August 11th, 2011 by Daniel Coffin
In case you missed it, our sneak peek on the Vineyard was quite an event. I arrived on the island Tuesday morning, and we were set up at a fine spot called the Point Way Inn thanks to the folks from the Martha’s Vineyard Film Society and the Martha’s Vineyard International Film Festival. Despite the wonderful scenery and accommodations, I found it hard to relax. As is the case whenever you start putting your work out there, our nerves were tight, and I was stuck in a loop praying the sound in the theater would be good. By the time of the screening at 8pm, I had managed to convince myself that everyone was going to love – or at least enjoy – the film. I can assure you that the Union Chapel is a great place to catch a film, and the sound was not a problem.
There were, however, several other disturbances that were not predictable. Have you ever been rained on while watching a movie before? Well, our gracious attendees have. About halfway into the film, a microburst (or perhaps just a small thunderstorm), descended on the Union Chapel in Oak Bluffs, and, due to a strong wind from a couple weeks prior, the two windows at the top of the steeple were stuck wide open.
Heavy winds and a soft mist, growing to a light rain, cooled our guests off for about five minutes as lightning and thunder cracked outside. At one point everyone had evacuated their seats in the middle of the chapel and were standing around the edges intently watching the film. I’m not sure, but I think the confusion during that section of the film may have helped fuel the second disruption which took place during the post-screening discussion.

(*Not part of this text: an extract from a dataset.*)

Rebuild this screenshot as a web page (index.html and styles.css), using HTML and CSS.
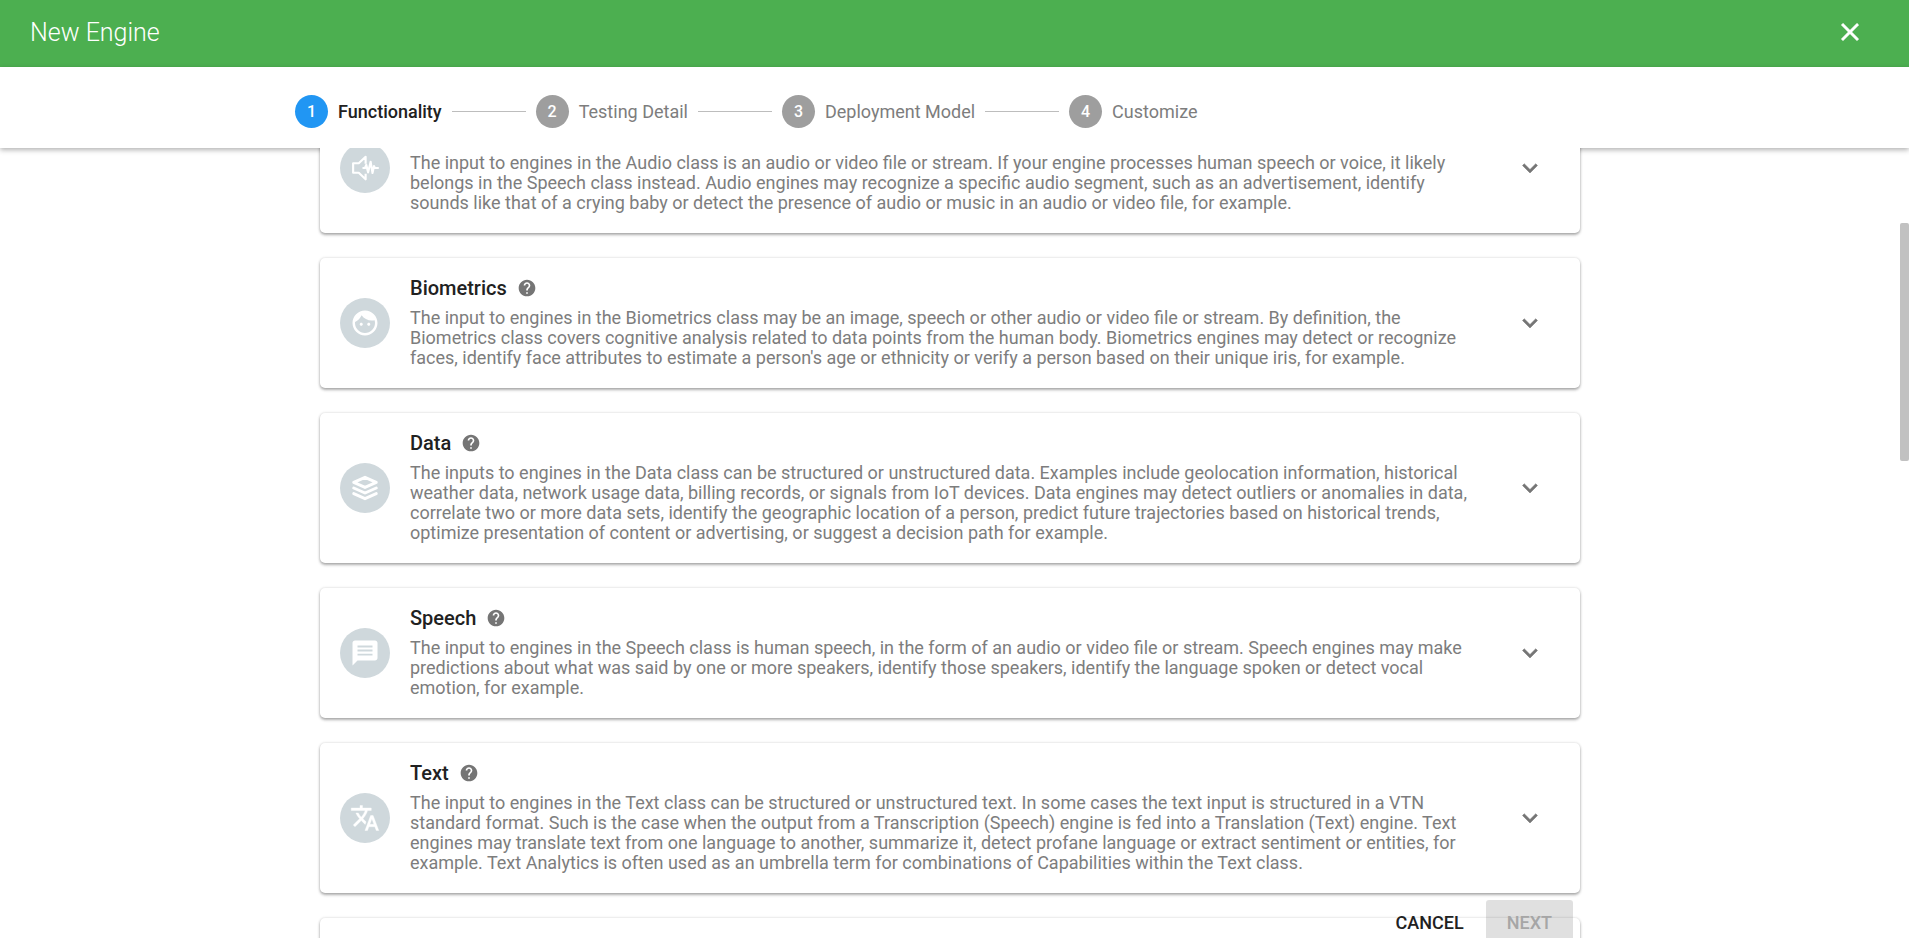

If you’re familiar with the Cape Wind saga, you know that tensions, invective and strong opinions are abounding. We’ve had no luck avoiding it ourselves, and because our goal with the film is to be objective and make the best case for both sides, we knew that we would ruffle some feathers, (and if done correctly, feathers on both sides). The first speaker was Audra Parker, head of the opposition group, the Alliance to Protect Nantucket Sound. She was not too pleased with our portrayal. I’d also note that after the screening, the two employees of Cape Wind who attended voiced their own concerns over our editorial choices, so the score was more even than it may have appeared. I won’t go into detail, but you can read several journalists’ perspectives at NPR, Vineyard Gazette and Vineyard Times. While we did receive many warm compliments, especially after the panel was over, the general gist of the criticism was about perspective. Virtually every issue about the Cape Wind controversy gets air time in our film, but our goal was never to resolve those issues. They have been fought over in court, in the public dialogue, and in the bureaucracy of the local, state and federal governments. Many of the issues in fact will never be resolved.
Our goal with the film is to document the process, to show how a battle like Cape Wind is fought, in the trenches, in the planning rooms of the organized combatants, through the often-muddied lens of the press. The film raises more questions than it answers, it elicits visceral reactions, it incites debate, and, hopefully, it heightens dialogue. Be sure to stay tuned as we continue to book sneak peeks and premiere next year. And if you’re interested, we are accepting requests for this circus to come to your town next summer.
June 24th, 2010 by Caitlin Rotman
No, I did not get drunk off of whiskey. That might have been a bad career move for my first week of work. I am Caitlin, and I just began working with Rebirth Productions as a Production Assistant. That means that I go along on many of the shoots, conduct research and coordinate logistics, keep the notes, help film, collect sound, make sure we don’t forget anything, and when we do, I go find whatever we may have left behind. And, occasionally, I’m the lucky one who gets the coffee. From my privileged perch, I get to see all that goes on in production, and then while the producers are cranking away with the editors (they’re doing a lot of that these days), I get to share with you what our production team is up to. Expect lots of updates from now on!
So, what do squid and whiskey have to do with this? I’m getting to that…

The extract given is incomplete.